Needless to say, I didn’t keep that promise.
But I did decide something: that this year, gift giving was going to be different. Holiday gifts were going to be given from a sense of love and gratitude for the person, not out of an obligation. They would be thoughtfully curated throughout the year instead of purchased haphazardly at 10% off. They would be more meaningful, not more expensive, and they would be a source of joy instead of stress.
Here are three questions I now ask myself before buying gifts, not just at the holidays, but year-round.
01. Do I even need to 'buy' this person something?
How many people in your circle to you purchase for simply because you feel like you “should”? Is there something they might prefer instead of a box with a bow? Maybe your babysitter would prefer a glowing college recommendation letter. Your grandmother would probably prefer you come eat dinner with her one evening instead of yet another “Best Grandma Ever” knick-knack. Every year, my husband and I go on a “Christmas-themed date” together instead of buying each other gifts. It’s my favorite part of the holiday season and the opposite of stressful. Avoid buying out of a sense of “have to”.

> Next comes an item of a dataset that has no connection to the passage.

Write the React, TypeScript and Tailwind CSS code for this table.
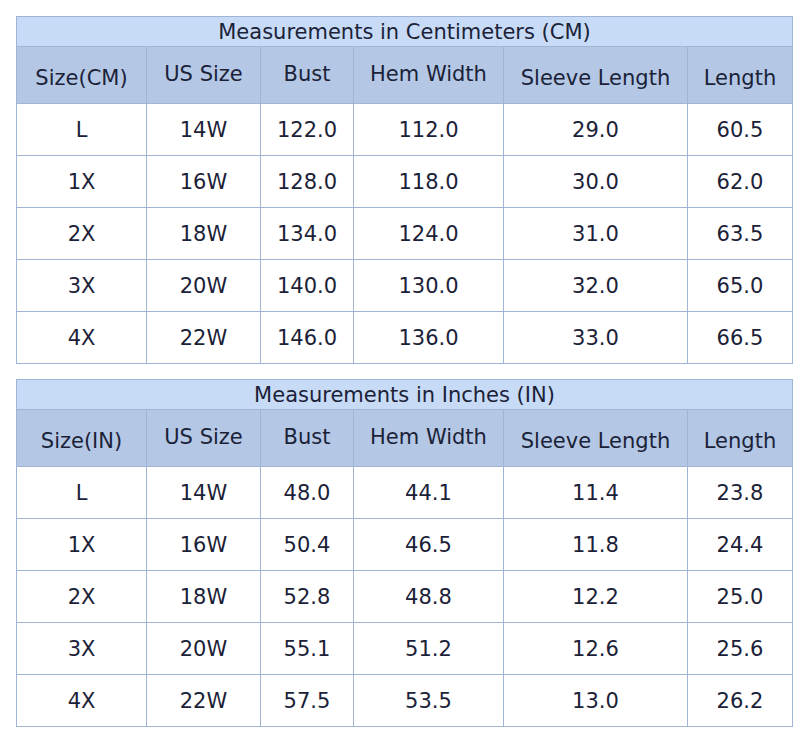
import React from 'react';

type Table = {
  title: string;
  sizeLabel: string;
  rows: string[][];
};

const tables: Table[] = [
  {
    title: 'Measurements in Centimeters (CM)',
    sizeLabel: 'Size(CM)',
    rows: [
      ['L', '14W', '122.0', '112.0', '29.0', '60.5'],
      ['1X', '16W', '128.0', '118.0', '30.0', '62.0'],
      ['2X', '18W', '134.0', '124.0', '31.0', '63.5'],
      ['3X', '20W', '140.0', '130.0', '32.0', '65.0'],
      ['4X', '22W', '146.0', '136.0', '33.0', '66.5'],
    ],
  },
  {
    title: 'Measurements in Inches (IN)',
    sizeLabel: 'Size(IN)',
    rows: [
      ['L', '14W', '48.0', '44.1', '11.4', '23.8'],
      ['1X', '16W', '50.4', '46.5', '11.8', '24.4'],
      ['2X', '18W', '52.8', '48.8', '12.2', '25.0'],
      ['3X', '20W', '55.1', '51.2', '12.6', '25.6'],
      ['4X', '22W', '57.5', '53.5', '13.0', '26.2'],
    ],
  },
];

const SizeTable: React.FC<{ table: Table }> = ({ table }) => {
  const headers = [table.sizeLabel, 'US Size', 'Bust', 'Hem Width', 'Sleeve Length', 'Length'];
  // some header labels sit a little higher than others in the original
  const raised = [false, true, true, true, false, false];

  return (
    <div className="grid w-[777px] grid-cols-[129px_113px_92px_149px_183px_104px] gap-px border border-[#a0b4d5] bg-[#a0b4d5]">
      {/* Title */}
      <div className="col-span-6 flex h-[29px] items-center justify-center bg-[#c7dbf7] pt-[2px]">
        {table.title}
      </div>

      {/* Header */}
      {headers.map((h, i) => (
        <div
          key={h}
          className={`flex h-[56px] items-center justify-center bg-[#b4c8e5] ${
            raised[i] ? 'pb-[2px]' : 'pt-[6px]'
          }`}
        >
          {h}
        </div>
      ))}

      {/* Rows */}
      {table.rows.map((row) =>
        row.map((cell, i) => (
          <div
            key={`${row[0]}-${i}`}
            className="flex h-[51px] items-center justify-center bg-white pt-[2px]"
          >
            {cell}
          </div>
        ))
      )}
    </div>
  );
};

const App: React.FC = () => {
  return (
    <div className="flex min-h-screen flex-col gap-[15px] bg-white pl-4 pt-4 font-['DejaVu_Sans',Verdana,sans-serif] text-[21px] leading-none text-[#1b2238]">
      {tables.map((t) => (
        <SizeTable key={t.title} table={t} />
      ))}
    </div>
  );
};

export default App;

02. If I do need to buy something, what would be the most meaningful for them?
Think about it—would you rather receive a generic fancy hot chocolate mix or a handwritten card letting you know how much you mean to someone? Expensive gifts don’t translate to very impactful gifts. Instead of trying to have the “best” gift, think of what would make the biggest difference to the person.
For example, we often tsk-tsk gift cards, but a bit of extra cash can be such a joy to receive this time of year. A gift card to Target could be a godsend for a new mom. I tend to get lots of Barnes and Noble gift cards and I’d often much prefer them to people trying to choose books for me! Gifts should be about the other person, not just what you think is fun to buy.
03. Could I use this gift to make the world a better place?
Have double the impact by buying gifts from ethical companies. Better yet, if you’re really unsure of what to get someone, make a donation in their name. This can be the perfect gift for those people who seem to “have everything”—why not give to someone who has very little? Growing up, my godparents always bought a family in need a cow or sheep in my name from Heifer International. The impact those animals made on families was much more special to me than any sweater would have been.
A final note, try to live your values through your gift-giving. There’s nothing wrong with gift giving. I love to give gifts, and I love to receive gifts, particularly during the holidays. But gifts shouldn’t be another rushed item on your to-do list. So before picking up another coffee mug, stop and ask yourself these three questions to make intentional gifting part of your holiday traditions.